My son’s birthday is in November. The cut-off date for children entering kindergarten in our state, at that time, was Dec. 31. This meant my son could have entered kindergarten at age 4. He would have turned 5 the November of his kindergarten year.  My husband and I had many discussions about what to do.

In my heart, I knew that he was not developmentally ready. He was physically big for his age and had good verbal and social skills, but these were deceiving. He was not as mature as he looked. I had the added advantage of being an educator, and so I knew what was expected academically, behaviorally, and socially in early education. 
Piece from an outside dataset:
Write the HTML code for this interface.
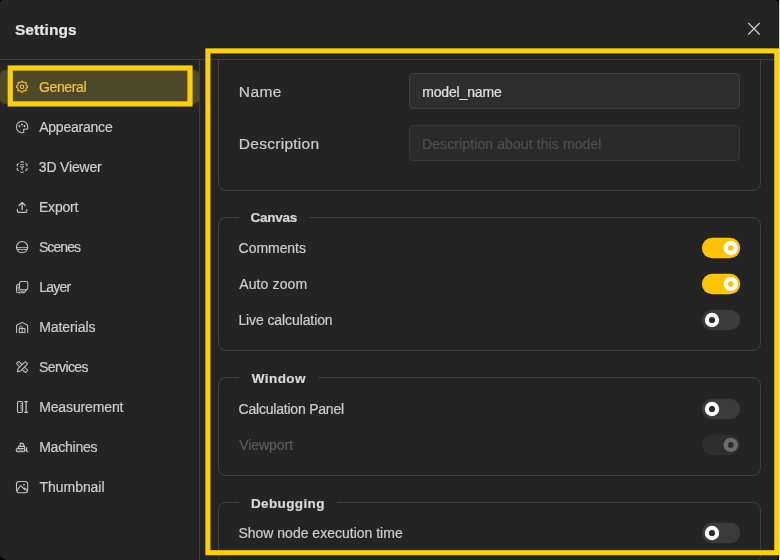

So, we decided to “redshirt” him a year. We made a financial sacrifice to give him a third year of preschool. He was the tallest child in the preschool class that year, and I’m sure other parents wondered “Why isn’t this kid in kindergarten?”

Twenty-six years later I still feel it’s one of the best decisions we ever made as parents! Here is why:

 

  • We had to think long-term. Did we want him, as a high school sophomore at age 15, with other students who were already driving? No, we did not!
  • Did we want him going off to college at age 17? No, we did not!
  • Those extra months in pre-school gave time for penmanship, focusing skills, and interest in reading to develop. 
  • Being older in his early school years gave him confidence. That confidence put him in a leadership position, right from the start.

 

Sadly, so much of a child’s life today seems to be on fast-forward. Based on my personal experience, I am all for the “gift of time” that redshirting delivers. In my opinion, this is one of the best gifts you can ever give your child.

And recently, when I asked my son, Michael, his opinion, he enthusiastically agreed!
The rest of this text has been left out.